+++ Materials provided +++

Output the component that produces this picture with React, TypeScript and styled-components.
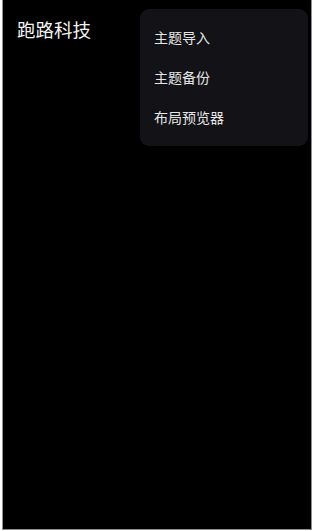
import styled, { createGlobalStyle } from 'styled-components'

const GlobalStyle = createGlobalStyle`
    html, body {
        margin: 0;
        padding: 0;
        background: #ffffff;
    }
    body {
        font-family: "Noto Sans CJK SC", "Noto Sans", sans-serif;
    }
`

const menuItems = ['主题导入', '主题备份', '布局预览器']

const App: React.FC = () => {
    return (
        <>
            <GlobalStyle />
            <Frame>
                <Header>
                    <Title>跑路科技</Title>
                </Header>
                <Menu>
                    {menuItems.map((label) => (
                        <MenuItem key={label}>{label}</MenuItem>
                    ))}
                </Menu>
            </Frame>
        </>
    )
}

export default App

const Frame = styled.div`
    position: relative;
    box-sizing: border-box;
    width: 310px;
    height: 530px;
    margin-left: 2px;
    background: #000000;
    border: 1px solid #8f8f8f;
    border-top: none;
`

const Header = styled.div`
    display: flex;
    align-items: center;
    height: 56px;
    padding: 0 14px;
`

const Title = styled.h1`
    margin: 0;
    color: #f2f2f2;
    font-size: 18.5px;
    font-weight: 400;
    line-height: 24px;
    margin-top: 1px;
`

const Menu = styled.ul`
    position: absolute;
    top: 9px;
    right: 3px;
    width: 168px;
    box-sizing: border-box;
    margin: 0;
    padding: 8px 0 9px;
    list-style: none;
    background: #131317;
    border-radius: 9px;
`

const MenuItem = styled.li`
    height: 40px;
    display: flex;
    align-items: center;
    padding-left: 14px;
    color: #e6e6e6;
    font-size: 14px;
    cursor: pointer;
`
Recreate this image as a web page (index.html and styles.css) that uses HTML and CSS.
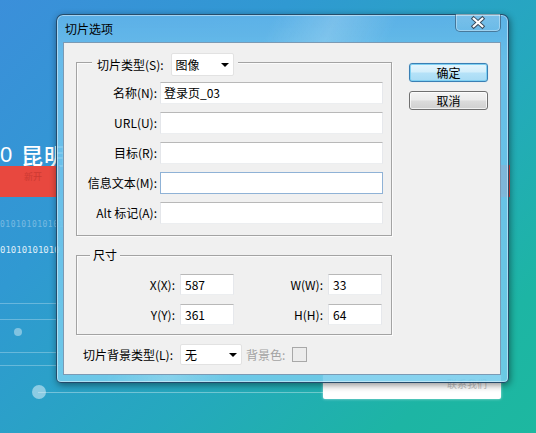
FILE: index.html
```html
<!DOCTYPE html>
<html lang="zh-CN">
<head>
<meta charset="utf-8">
<title>切片选项</title>
<link rel="stylesheet" href="styles.css">
</head>
<body>
<div class="desk">
  <div class="bg-num">0</div>
  <div class="bg-city">昆明</div>
  <div class="bg-red bg-red-l"><span>新开</span></div>
  <div class="bg-red bg-red-r"></div>
  <div class="bg-bin bin1">01010101010101</div>
  <div class="bg-bin bin2">01010101010</div>
  <div class="bg-line ln1"></div>
  <div class="bg-line ln2"></div>
  <div class="bg-dot dot1"></div>
  <div class="bg-line ln3"></div>
  <div class="bg-line ln4"></div>
  <div class="bg-line ln5"></div>
  <div class="bg-dot dot2"></div>
  <div class="bg-box"><span>联系我们</span></div>

  <div class="window">
    <div class="titlebar">
      <span class="title">切片选项</span>
      <div class="close">
        <svg width="46" height="18" viewBox="0 0 46 18">
          <path d="M18.5 5.5 L27.5 13.5 M27.5 5.5 L18.5 13.5" stroke="#3b4b5c" stroke-width="4.2" stroke-linecap="square" fill="none"/>
          <path d="M18.5 5.5 L27.5 13.5 M27.5 5.5 L18.5 13.5" stroke="#ffffff" stroke-width="2.2" stroke-linecap="square" fill="none"/>
        </svg>
      </div>
    </div>
    <div class="client">
      <div class="main">
        <div class="group g1">
          <div class="legend legend1">
            <span>切片类型(S):</span>
            <div class="select sel-type">图像<i class="arrow"></i></div>
          </div>
          <div class="rows">
            <label>名称(N):</label><div class="input">登录页_03</div>
            <label>URL(U):</label><div class="input"></div>
            <label>目标(R):</label><div class="input"></div>
            <label>信息文本(M):</label><div class="input focus"></div>
            <label>Alt 标记(A):</label><div class="input"></div>
          </div>
        </div>
        <div class="group g2">
          <div class="legend legend2">尺寸</div>
          <div class="dims">
            <label>X(X):</label><div class="input">587</div>
            <label>W(W):</label><div class="input">33</div>
            <label>Y(Y):</label><div class="input">361</div>
            <label>H(H):</label><div class="input">64</div>
          </div>
        </div>
        <div class="bottom">
          <label class="bg-label">切片背景类型(L):</label>
          <div class="select sel-bg">无<i class="arrow"></i></div>
          <span class="disabled">背景色:</span>
          <span class="swatch"></span>
        </div>
      </div>
      <div class="side">
        <div class="btn default">确定</div>
        <div class="btn">取消</div>
      </div>
    </div>
  </div>
</div>
</body>
</html>
```

FILE: styles.css
```css
* { box-sizing: border-box; }
html, body { margin: 0; padding: 0; }
body {
  width: 536px;
  height: 433px;
  overflow: hidden;
  font-family: "Noto Sans CJK SC", "Noto Sans", sans-serif;
  font-size: 12px;
  color: #000;
}
.desk {
  position: relative;
  width: 536px;
  height: 433px;
  overflow: hidden;
  background: linear-gradient(135deg, #3b8fda 0%, #3099d2 30%, #25a8be 60%, #1db5a4 85%, #1db8a0 100%);
}

/* background page decorations */
.bg-num, .bg-city {
  position: absolute;
  color: #fff;
  font-size: 24px;
  line-height: 24px;
  font-weight: 500;
}
.bg-num { left: 0; top: 143px; font-size: 22px; font-family: "Liberation Sans", sans-serif; }
.bg-city { left: 21px; top: 142px; font-size: 22px; letter-spacing: 1px; }
.bg-red { position: absolute; background: #e8483f; }
.bg-red-l { left: 0; top: 166px; width: 60px; height: 31px; }
.bg-red-l span {
  display: block;
  margin: 6px 0 0 24px;
  font-size: 9px;
  line-height: 10px;
  color: #cd3a32;
}
.bg-red-r { left: 500px; top: 165px; width: 10px; height: 32px; }
.bg-bin {
  position: absolute;
  left: 0;
  font-family: "DejaVu Sans Mono", monospace;
  font-size: 8px;
  line-height: 10px;
  letter-spacing: 0.5px;
  white-space: nowrap;
}
.bin1 { top: 220px; color: rgba(255,255,255,0.35); }
.bin2 { top: 245px; color: rgba(255,255,255,0.85); font-size: 9px; letter-spacing: 0; }
.bg-line { position: absolute; height: 1px; background: rgba(255,255,255,0.28); left: 0; }
.ln1 { top: 303px; width: 60px; }
.ln2 { top: 319px; width: 60px; }
.ln3 { top: 352px; width: 60px; }
.ln4 { top: 365px; width: 60px; }
.ln5 { top: 392px; left: 38px; width: 290px; background: rgba(255,255,255,0.35); }
.bg-dot { position: absolute; border-radius: 50%; background: rgba(255,255,255,0.4); }
.dot1 { left: 14px; top: 328px; width: 8px; height: 8px; }
.dot2 { left: 32px; top: 385px; width: 14px; height: 14px; background: rgba(220,240,250,0.55); }
.bg-box {
  position: absolute;
  left: 323px;
  top: 374px;
  width: 178px;
  height: 25px;
  background: #fff;
  border-radius: 2px;
  box-shadow: 0 0 3px rgba(255,255,255,0.6);
}
.bg-box span {
  position: absolute;
  left: 124px;
  top: 4px;
  font-size: 10px;
  line-height: 12px;
  color: #c4c4c4;
}

/* dialog window */
.window {
  position: absolute;
  left: 56px;
  top: 14px;
  width: 453px;
  height: 369px;
  display: flex;
  flex-direction: column;
  padding: 0 7px 7px 6px;
  border: 1px solid rgba(25, 55, 85, 0.85);
  border-radius: 7px 7px 5px 5px;
  background:
    linear-gradient(115deg, rgba(255,255,255,0) 0%, rgba(255,255,255,0) 35%, rgba(255,255,255,0.18) 45%, rgba(255,255,255,0) 55%, rgba(255,255,255,0) 100%),
    linear-gradient(180deg, rgba(95,178,232,0.92) 0%, rgba(110,192,236,0.9) 12%, rgba(118,204,236,0.88) 100%);
  box-shadow: inset 0 0 0 1px rgba(255,255,255,0.45), 1px 2px 7px rgba(0,0,0,0.45);
}
.titlebar {
  height: 27px;
  flex: none;
  display: flex;
  justify-content: space-between;
  align-items: flex-start;
  padding-left: 2px;
}
.title {
  margin-top: 5px;
  line-height: 17px;
  color: #000;
}
.close {
  width: 46px;
  height: 18px;
  margin-top: -1px;
  border: 1px solid rgba(30, 60, 90, 0.55);
  border-top: none;
  border-radius: 0 0 5px 5px;
  background: linear-gradient(180deg, rgba(255,255,255,0.2), rgba(255,255,255,0.08));
  box-shadow: inset 0 0 0 1px rgba(255,255,255,0.35);
  display: flex;
  align-items: flex-start;
  justify-content: center;
}
.close svg { display: block; margin-top: -1px; }

.client {
  flex: 1;
  display: flex;
  background: #f0f0f0;
  border: 1px solid #7b9ab4;
}
.main {
  display: flex;
  flex-direction: column;
  padding: 19px 0 0 12px;
}
.group {
  width: 316px;
  border: 1px solid #a3a3a3;
  box-shadow: inset 1px 1px 0 #fbfbfb, 1px 1px 0 #fbfbfb;
}
.legend {
  width: fit-content;
  background: #f0f0f0;
  display: flex;
  align-items: center;
}
.legend1 {
  height: 23px;
  margin: -10px 0 0 15px;
  padding: 0 4px 0 5px;
  gap: 7px;
  line-height: 16px;
}
.legend2 {
  height: 14px;
  line-height: 14px;
  margin: -8px 0 0 13px;
  padding: 0 3px;
}
.select {
  position: relative;
  background: #fff;
  border: 1px solid #e2e2e2;
  border-radius: 2px;
  line-height: 19px;
  padding-left: 4px;
}
.sel-type { width: 63px; height: 23px; line-height: 21px; }
.sel-bg { width: 62px; height: 21px; }
.arrow {
  position: absolute;
  right: 4px;
  top: 50%;
  margin-top: -2px;
  width: 0;
  height: 0;
  border-left: 4px solid transparent;
  border-right: 4px solid transparent;
  border-top: 4px solid #000;
}
.rows {
  display: grid;
  grid-template-columns: 80px 223px;
  grid-auto-rows: 22px;
  column-gap: 3px;
  row-gap: 8px;
  margin-top: 6px;
  padding-bottom: 11px;
}
label {
  text-align: right;
  line-height: 22px;
  white-space: nowrap;
}
.input {
  background: #fff;
  border: 1px solid;
  border-color: #b8b8b8 #e6e8ec #eceef0 #e4e6ea;
  padding-left: 3px;
  line-height: 20px;
}
.input.focus { border-color: #8fb2d6; }
.g2 { margin-top: 19px; }
.dims {
  display: grid;
  grid-template-columns: 98px 54px 84px 54px;
  grid-auto-rows: 21px;
  column-gap: 5px;
  row-gap: 9px;
  margin-top: 12px;
  padding-bottom: 9px;
}
.dims label { line-height: 21px; }
.dims .input { line-height: 19px; padding-left: 4px; }
.bottom {
  display: flex;
  align-items: center;
  margin-top: 9px;
  padding-left: 7px;
  height: 21px;
}
.bg-label { width: 97px; text-align: left; }
.disabled { color: #a3a3a3; margin-left: 4px; line-height: 21px; }
.swatch {
  width: 15px;
  height: 15px;
  margin-left: 7px;
  border: 1px solid #a8a8a8;
  background: #ececec;
}
.side {
  display: flex;
  flex-direction: column;
  gap: 9px;
  padding: 20px 0 0 17px;
}
.btn {
  width: 79px;
  height: 19px;
  border: 1px solid #707070;
  border-radius: 3px;
  text-align: center;
  line-height: 17px;
  background: linear-gradient(180deg, #f4f4f4 0%, #ebebeb 48%, #dcdcdc 52%, #d0d0d0 100%);
  box-shadow: inset 0 0 0 1px rgba(255,255,255,0.7);
}
.btn.default {
  border-color: #3a7fb4;
  background: linear-gradient(180deg, #e6f6fd 0%, #d2eefb 48%, #b5e2f8 52%, #a7dbf4 100%);
  box-shadow: inset 0 0 0 1px #7fd0f2, 0 0 1px #9fd6f0;
}
```
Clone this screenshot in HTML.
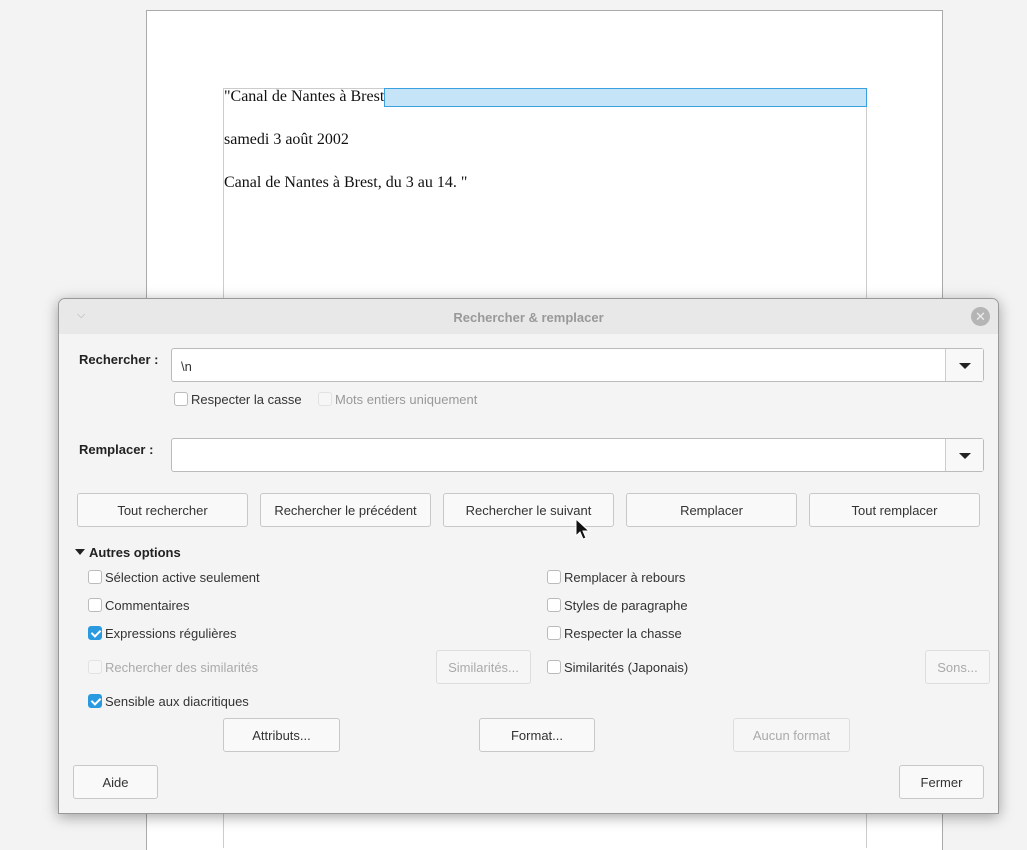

+++

Report all lines of the material that contain the word "index".

Recreate this image as a web page (index.html and styles.css) that uses HTML and CSS.
FILE: index.html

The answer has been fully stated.